Task requirements
Write out the listing below without alteration, omitting its pictures.

** BEGIN **

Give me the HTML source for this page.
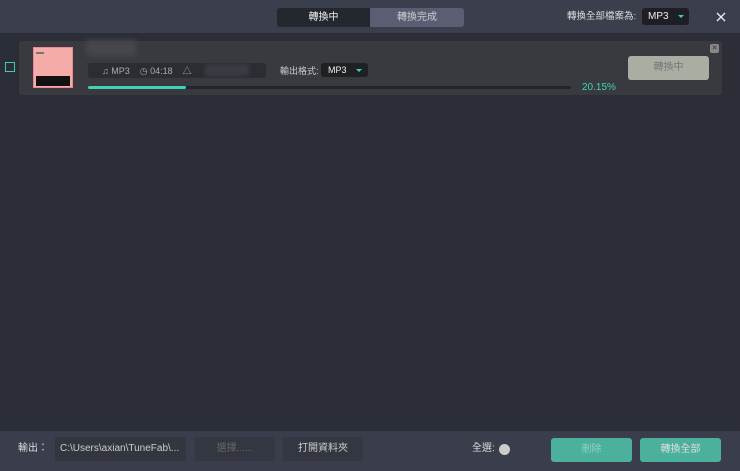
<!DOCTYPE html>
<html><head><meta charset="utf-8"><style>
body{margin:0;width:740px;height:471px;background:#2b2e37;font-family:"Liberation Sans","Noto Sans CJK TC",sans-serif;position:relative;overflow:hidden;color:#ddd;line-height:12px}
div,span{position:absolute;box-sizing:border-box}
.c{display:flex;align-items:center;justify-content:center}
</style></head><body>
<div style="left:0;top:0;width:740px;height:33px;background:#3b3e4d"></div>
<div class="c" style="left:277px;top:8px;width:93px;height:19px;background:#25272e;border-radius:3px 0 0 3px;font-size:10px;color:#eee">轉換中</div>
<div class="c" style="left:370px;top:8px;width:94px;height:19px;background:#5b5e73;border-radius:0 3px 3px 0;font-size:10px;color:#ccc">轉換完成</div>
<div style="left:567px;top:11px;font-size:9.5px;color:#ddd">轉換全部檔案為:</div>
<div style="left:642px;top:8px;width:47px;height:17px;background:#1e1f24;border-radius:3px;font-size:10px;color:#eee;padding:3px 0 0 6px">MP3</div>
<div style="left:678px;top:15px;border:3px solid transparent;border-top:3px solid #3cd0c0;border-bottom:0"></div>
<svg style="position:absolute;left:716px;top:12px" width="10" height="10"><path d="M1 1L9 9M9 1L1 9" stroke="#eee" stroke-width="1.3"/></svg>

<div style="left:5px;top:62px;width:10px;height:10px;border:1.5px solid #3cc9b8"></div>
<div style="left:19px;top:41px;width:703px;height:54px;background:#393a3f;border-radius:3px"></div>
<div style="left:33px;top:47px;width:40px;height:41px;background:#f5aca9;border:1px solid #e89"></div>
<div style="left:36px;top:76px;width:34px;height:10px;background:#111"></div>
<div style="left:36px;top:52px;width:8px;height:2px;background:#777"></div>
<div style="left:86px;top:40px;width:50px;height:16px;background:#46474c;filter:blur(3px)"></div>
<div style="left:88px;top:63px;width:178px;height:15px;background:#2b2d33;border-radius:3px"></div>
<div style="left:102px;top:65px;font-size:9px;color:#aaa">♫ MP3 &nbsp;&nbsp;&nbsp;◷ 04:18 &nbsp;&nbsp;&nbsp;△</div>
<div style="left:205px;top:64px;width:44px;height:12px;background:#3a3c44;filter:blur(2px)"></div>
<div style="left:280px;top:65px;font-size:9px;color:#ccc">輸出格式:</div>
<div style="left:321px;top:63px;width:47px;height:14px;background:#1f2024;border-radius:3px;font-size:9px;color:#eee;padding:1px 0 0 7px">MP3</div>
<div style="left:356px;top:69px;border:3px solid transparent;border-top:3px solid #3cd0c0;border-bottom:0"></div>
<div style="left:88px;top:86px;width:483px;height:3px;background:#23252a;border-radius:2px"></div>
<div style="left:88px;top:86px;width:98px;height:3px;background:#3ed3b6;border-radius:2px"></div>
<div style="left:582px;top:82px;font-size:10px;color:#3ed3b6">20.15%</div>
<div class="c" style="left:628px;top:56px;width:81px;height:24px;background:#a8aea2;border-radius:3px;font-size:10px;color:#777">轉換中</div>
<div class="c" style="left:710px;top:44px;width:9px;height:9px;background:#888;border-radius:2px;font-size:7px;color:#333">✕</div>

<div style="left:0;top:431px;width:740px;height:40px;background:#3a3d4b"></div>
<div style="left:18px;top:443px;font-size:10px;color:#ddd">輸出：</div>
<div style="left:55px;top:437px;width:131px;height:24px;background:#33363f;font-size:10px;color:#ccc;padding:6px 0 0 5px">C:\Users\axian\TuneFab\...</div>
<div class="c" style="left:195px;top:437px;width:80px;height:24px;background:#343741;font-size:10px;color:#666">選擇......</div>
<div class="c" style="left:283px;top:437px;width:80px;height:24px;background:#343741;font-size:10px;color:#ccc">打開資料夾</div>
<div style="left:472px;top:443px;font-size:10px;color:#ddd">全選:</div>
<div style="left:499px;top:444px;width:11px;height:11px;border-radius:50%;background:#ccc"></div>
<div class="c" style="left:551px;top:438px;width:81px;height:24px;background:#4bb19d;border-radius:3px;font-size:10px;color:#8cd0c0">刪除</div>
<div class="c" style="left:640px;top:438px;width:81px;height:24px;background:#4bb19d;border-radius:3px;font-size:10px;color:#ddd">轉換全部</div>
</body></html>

** END **

Task result
Give me the HTML source for this page.
<!DOCTYPE html>
<html><head><meta charset="utf-8"><style>
body{margin:0;width:740px;height:471px;background:#2b2e37;font-family:"Liberation Sans","Noto Sans CJK TC",sans-serif;position:relative;overflow:hidden;color:#ddd;line-height:12px}
div,span{position:absolute;box-sizing:border-box}
.c{display:flex;align-items:center;justify-content:center}
</style></head><body>
<div style="left:0;top:0;width:740px;height:33px;background:#3b3e4d"></div>
<div class="c" style="left:277px;top:8px;width:93px;height:19px;background:#25272e;border-radius:3px 0 0 3px;font-size:10px;color:#eee">轉換中</div>
<div class="c" style="left:370px;top:8px;width:94px;height:19px;background:#5b5e73;border-radius:0 3px 3px 0;font-size:10px;color:#ccc">轉換完成</div>
<div style="left:567px;top:11px;font-size:9.5px;color:#ddd">轉換全部檔案為:</div>
<div style="left:642px;top:8px;width:47px;height:17px;background:#1e1f24;border-radius:3px;font-size:10px;color:#eee;padding:3px 0 0 6px">MP3</div>
<div style="left:678px;top:15px;border:3px solid transparent;border-top:3px solid #3cd0c0;border-bottom:0"></div>
<svg style="position:absolute;left:716px;top:12px" width="10" height="10"><path d="M1 1L9 9M9 1L1 9" stroke="#eee" stroke-width="1.3"/></svg>

<div style="left:5px;top:62px;width:10px;height:10px;border:1.5px solid #3cc9b8"></div>
<div style="left:19px;top:41px;width:703px;height:54px;background:#393a3f;border-radius:3px"></div>
<div style="left:33px;top:47px;width:40px;height:41px;background:#f5aca9;border:1px solid #e89"></div>
<div style="left:36px;top:76px;width:34px;height:10px;background:#111"></div>
<div style="left:36px;top:52px;width:8px;height:2px;background:#777"></div>
<div style="left:86px;top:40px;width:50px;height:16px;background:#46474c;filter:blur(3px)"></div>
<div style="left:88px;top:63px;width:178px;height:15px;background:#2b2d33;border-radius:3px"></div>
<div style="left:102px;top:65px;font-size:9px;color:#aaa">♫ MP3 &nbsp;&nbsp;&nbsp;◷ 04:18 &nbsp;&nbsp;&nbsp;△</div>
<div style="left:205px;top:64px;width:44px;height:12px;background:#3a3c44;filter:blur(2px)"></div>
<div style="left:280px;top:65px;font-size:9px;color:#ccc">輸出格式:</div>
<div style="left:321px;top:63px;width:47px;height:14px;background:#1f2024;border-radius:3px;font-size:9px;color:#eee;padding:1px 0 0 7px">MP3</div>
<div style="left:356px;top:69px;border:3px solid transparent;border-top:3px solid #3cd0c0;border-bottom:0"></div>
<div style="left:88px;top:86px;width:483px;height:3px;background:#23252a;border-radius:2px"></div>
<div style="left:88px;top:86px;width:98px;height:3px;background:#3ed3b6;border-radius:2px"></div>
<div style="left:582px;top:82px;font-size:10px;color:#3ed3b6">20.15%</div>
<div class="c" style="left:628px;top:56px;width:81px;height:24px;background:#a8aea2;border-radius:3px;font-size:10px;color:#777">轉換中</div>
<div class="c" style="left:710px;top:44px;width:9px;height:9px;background:#888;border-radius:2px;font-size:7px;color:#333">✕</div>

<div style="left:0;top:431px;width:740px;height:40px;background:#3a3d4b"></div>
<div style="left:18px;top:443px;font-size:10px;color:#ddd">輸出：</div>
<div style="left:55px;top:437px;width:131px;height:24px;background:#33363f;font-size:10px;color:#ccc;padding:6px 0 0 5px">C:\Users\axian\TuneFab\...</div>
<div class="c" style="left:195px;top:437px;width:80px;height:24px;background:#343741;font-size:10px;color:#666">選擇......</div>
<div class="c" style="left:283px;top:437px;width:80px;height:24px;background:#343741;font-size:10px;color:#ccc">打開資料夾</div>
<div style="left:472px;top:443px;font-size:10px;color:#ddd">全選:</div>
<div style="left:499px;top:444px;width:11px;height:11px;border-radius:50%;background:#ccc"></div>
<div class="c" style="left:551px;top:438px;width:81px;height:24px;background:#4bb19d;border-radius:3px;font-size:10px;color:#8cd0c0">刪除</div>
<div class="c" style="left:640px;top:438px;width:81px;height:24px;background:#4bb19d;border-radius:3px;font-size:10px;color:#ddd">轉換全部</div>
</body></html>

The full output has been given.